**Dataset extract**
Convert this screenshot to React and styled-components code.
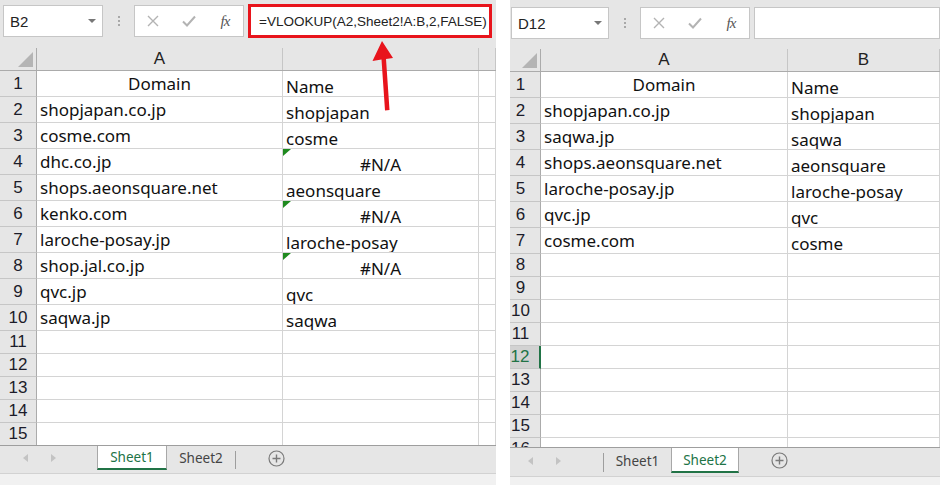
import React from 'react'
import styled, { createGlobalStyle, css } from 'styled-components'

const GlobalStyle = createGlobalStyle`
  html, body { margin: 0; padding: 0; background: #fff; }
  body { width: 940px; height: 485px; overflow: hidden; }
`

const Page = styled.div`
  display: flex;
  gap: 14px;
  width: 940px;
  height: 485px;
  overflow: hidden;
  background: #fff;
`

const Panel = styled.div`
  position: relative;
  flex: 0 0 ${p => p.$w}px;
  display: flex;
  flex-direction: column;
  background: #e6e6e6;
  overflow: hidden;
`

const TopBar = styled.div`
  flex: 0 0 ${p => p.$h}px;
  box-sizing: border-box;
  display: flex;
  align-items: flex-start;
  padding: ${p => p.$pt}px ${p => p.$pr}px 0 ${p => p.$pl}px;
`

const NameBox = styled.div`
  box-sizing: border-box;
  flex: 0 0 ${p => p.$w}px;
  height: 32px;
  background: #fff;
  border: 1px solid #c6c6c6;
  display: flex;
  align-items: center;
  justify-content: space-between;
  padding: 0 6px 0 6px;
  font: 15px "Liberation Sans", sans-serif;
  color: #222;
`

const Caret = styled.span`
  width: 0;
  height: 0;
  border-left: 4px solid transparent;
  border-right: 4px solid transparent;
  border-top: 4px solid #777;
`

const Dots = styled.div`
  flex: 0 0 31px;
  height: 32px;
  display: flex;
  flex-direction: column;
  align-items: center;
  justify-content: center;
  gap: 2px;
  > i {
    width: 2px;
    height: 2px;
    background: #a8a8a8;
  }
`

const FnBox = styled.div`
  box-sizing: border-box;
  flex: 0 0 108px;
  height: 32px;
  background: #fff;
  border: 1px solid #c6c6c6;
  display: grid;
  grid-template-columns: 36px 36px 36px;
  align-items: center;
  justify-items: center;
`

const Fx = styled.span`
  font: italic 15px "Liberation Serif", serif;
  color: #555;
  letter-spacing: -1px;
`

const FormulaBar = styled.div`
  box-sizing: border-box;
  flex: 1;
  margin-left: 4px;
  height: ${p => (p.$hot ? 34 : 32)}px;
  margin-top: ${p => (p.$hot ? -1 : 0)}px;
  background: #fff;
  border: ${p => (p.$hot ? '3px solid #e8141c' : '1px solid #c6c6c6')};
  display: flex;
  align-items: center;
  padding-left: 8px;
  font: 13.5px "Liberation Sans", sans-serif;
  color: #222;
  white-space: nowrap;
`

const HeaderRow = styled.div`
  flex: 0 0 23px;
  box-sizing: border-box;
  display: grid;
  grid-template-columns: ${p => p.$cols};
  border-bottom: 1px solid #ababab;
`

const Corner = styled.div`
  position: relative;
  border-right: 1px solid #ababab;
  &::after {
    content: '';
    position: absolute;
    right: 3px;
    bottom: 3px;
    border-left: 15px solid transparent;
    border-bottom: 15px solid #b4b4b4;
  }
`

const ColHead = styled.div`
  border-right: 1px solid #c6c6c6;
  display: flex;
  align-items: center;
  justify-content: center;
  font: 17px "Liberation Sans", sans-serif;
  color: #222;
`

const Body = styled.div`
  flex: 1 1 0;
  min-height: 0;
  background: #fff;
  overflow: hidden;
`

const Row = styled.div`
  display: grid;
  grid-template-columns: ${p => p.$cols};
  height: ${p => p.$h}px;
`

const RowNum = styled.div`
  box-sizing: border-box;
  background: #e6e6e6;
  border-right: 1px solid #ababab;
  border-bottom: 1px solid #c6c6c6;
  display: flex;
  align-items: center;
  justify-content: center;
  padding-right: ${p => p.$shift || 0}px;
  font: 17px "Liberation Sans", sans-serif;
  color: #1c1c2a;
  ${p => p.$active && css`
    background: #d2d2d2;
    color: #217346;
    border-right: 2px solid #217346;
  `}
`

const Cell = styled.div`
  position: relative;
  box-sizing: border-box;
  border-right: 1px solid #d4d4d4;
  border-bottom: 1px solid #d4d4d4;
  display: flex;
  align-items: center;
  justify-content: ${p => (p.$center ? 'center' : 'flex-start')};
  padding: ${p => (p.$low ? 5 : 0)}px 3px 0 3px;
  font: 17px "Noto Sans", sans-serif;
  color: #111;
  white-space: nowrap;
  overflow: hidden;
  ${p => p.$err && css`
    &::before {
      content: '';
      position: absolute;
      left: 0;
      top: 0;
      border-top: 7px solid #1f8a1f;
      border-right: 8px solid transparent;
    }
  `}
`

const TabBar = styled.div`
  flex: 0 0 ${p => p.$h}px;
  box-sizing: border-box;
  display: flex;
  align-items: stretch;
  border-top: 1px solid #9e9e9e;
  padding-bottom: 3px;
`

const Nav = styled.div`
  flex: 0 0 ${p => p.$w}px;
  box-sizing: border-box;
  display: flex;
  align-items: center;
  gap: 23px;
  padding-left: ${p => p.$pl}px;
`

const NavArrow = styled.span`
  width: 0;
  height: 0;
  border-top: 4px solid transparent;
  border-bottom: 4px solid transparent;
  ${p => (p.$right ? 'border-left' : 'border-right')}: 5px solid #c3c3c3;
`

const Tab = styled.div`
  flex: 0 0 ${p => p.$w}px;
  box-sizing: border-box;
  display: flex;
  align-items: center;
  justify-content: center;
  font: 13.5px "Noto Sans", sans-serif;
  color: #444;
  ${p => p.$active && css`
    background: #fff;
    color: #217346;
    border-left: 1px solid #a8a8a8;
    border-right: 1px solid #a8a8a8;
    border-bottom: 2px solid #217346;
  `}
`

const TabSep = styled.div`
  flex: 0 0 1px;
  background: #9e9e9e;
  margin: 5px 0 1px;
`

const AddSheet = styled.div`
  margin-left: ${p => p.$ml}px;
  display: flex;
  align-items: center;
`

const Strip = styled.div`
  flex: 0 0 ${p => p.$h}px;
  box-sizing: border-box;
  background: #f1f1f1;
  border-top: 1px solid #d2d2d2;
`

const Overlay = styled.svg`
  position: absolute;
  left: 0;
  top: 0;
  pointer-events: none;
`

const leftData = [
  ['Domain', 'Name'],
  ['shopjapan.co.jp', 'shopjapan'],
  ['cosme.com', 'cosme'],
  ['dhc.co.jp', '#N/A'],
  ['shops.aeonsquare.net', 'aeonsquare'],
  ['kenko.com', '#N/A'],
  ['laroche-posay.jp', 'laroche-posay'],
  ['shop.jal.co.jp', '#N/A'],
  ['qvc.jp', 'qvc'],
  ['saqwa.jp', 'saqwa'],
]

const rightData = [
  ['Domain', 'Name'],
  ['shopjapan.co.jp', 'shopjapan'],
  ['saqwa.jp', 'saqwa'],
  ['shops.aeonsquare.net', 'aeonsquare'],
  ['laroche-posay.jp', 'laroche-posay'],
  ['qvc.jp', 'qvc'],
  ['cosme.com', 'cosme'],
]

function XIcon() {
  return (
    <svg width="12" height="12" viewBox="0 0 12 12">
      <path d="M1 1L11 11M11 1L1 11" stroke="#b3b3b3" strokeWidth="1.4" fill="none" />
    </svg>
  )
}

function CheckIcon() {
  return (
    <svg width="14" height="12" viewBox="0 0 14 12">
      <path d="M1 6.5L5 10.5L13 1.5" stroke="#b3b3b3" strokeWidth="2" fill="none" />
    </svg>
  )
}

function PlusIcon() {
  return (
    <svg width="17" height="17" viewBox="0 0 17 17">
      <circle cx="8.5" cy="8.5" r="7.5" stroke="#7a7a7a" strokeWidth="1.2" fill="none" />
      <path d="M8.5 4.5V12.5M4.5 8.5H12.5" stroke="#7a7a7a" strokeWidth="1.4" />
    </svg>
  )
}

function FormulaArea({ name, nameW, pt, pl, pr, h, hot, formula }) {
  return (
    <TopBar $h={h} $pt={pt} $pl={pl} $pr={pr}>
      <NameBox $w={nameW}>
        <span>{name}</span>
        <Caret />
      </NameBox>
      <Dots><i /><i /><i /></Dots>
      <FnBox>
        <XIcon />
        <CheckIcon />
        <Fx>fx</Fx>
      </FnBox>
      <FormulaBar $hot={hot}>{formula}</FormulaBar>
    </TopBar>
  )
}

function Sheet({ cols, colHeads, data, tallCount, shortCount, shift, activeRow }) {
  const rows = []
  for (let i = 0; i < tallCount + shortCount; i++) {
    const n = i + 1
    const r = data[i] || ['', '']
    rows.push(
      <Row key={n} $cols={cols} $h={i < tallCount ? 26 : 23}>
        <RowNum $shift={shift} $active={n === activeRow}>{n}</RowNum>
        <Cell $center={n === 1}>{r[0]}</Cell>
        <Cell $low $center={r[1] === '#N/A'} $err={r[1] === '#N/A'}>{r[1]}</Cell>
        <Cell />
      </Row>
    )
  }
  return (
    <>
      <HeaderRow $cols={cols}>
        <Corner />
        {colHeads.map((c, i) => <ColHead key={i}>{c}</ColHead>)}
      </HeaderRow>
      <Body>{rows}</Body>
    </>
  )
}

export default function App() {
  const leftCols = '37px 246px 196px 1fr'
  const rightCols = '31px 247px 152px 1fr'
  return (
    <Page>
      <GlobalStyle />
      <Panel $w={496}>
        <FormulaArea
          name="B2" nameW={100} h={48} pt={5} pl={3} pr={4} hot
          formula="=VLOOKUP(A2,Sheet2!A:B,2,FALSE)"
        />
        <Sheet cols={leftCols} colHeads={['A', '', '']} data={leftData} tallCount={10} shortCount={5} />
        <TabBar $h={28}>
          <Nav $w={97} $pl={23}>
            <NavArrow />
            <NavArrow $right />
          </Nav>
          <Tab $w={70} $active>Sheet1</Tab>
          <Tab $w={68}>Sheet2</Tab>
          <TabSep />
          <AddSheet $ml={32}><PlusIcon /></AddSheet>
        </TabBar>
        <Strip $h={12} />
        <Overlay width="496" height="485" viewBox="0 0 496 485">
          <path d="M382 41L372.5 61L381.5 59.5L385 110.5L389.5 110L386 59L393 58Z" fill="#e8141c" />
        </Overlay>
      </Panel>
      <Panel $w={430}>
        <FormulaArea
          name="D12" nameW={98} h={49} pt={7} pl={1} pr={0}
          formula=""
        />
        <Sheet cols={rightCols} colHeads={['A', 'B', '']} data={rightData} tallCount={7} shortCount={9} shift={9} activeRow={12} />
        <TabBar $h={29}>
          <Nav $w={93} $pl={18}>
            <NavArrow />
            <NavArrow $right />
          </Nav>
          <TabSep />
          <Tab $w={67}>Sheet1</Tab>
          <Tab $w={68} $active>Sheet2</Tab>
          <AddSheet $ml={32}><PlusIcon /></AddSheet>
        </TabBar>
        <Strip $h={9} />
      </Panel>
    </Page>
  )
}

**Given request**
Return, from the data, each line that has the word "components" in it.

**Response to this exercise**
Convert this screenshot to React and styled-components code.
import styled, { createGlobalStyle, css } from 'styled-components'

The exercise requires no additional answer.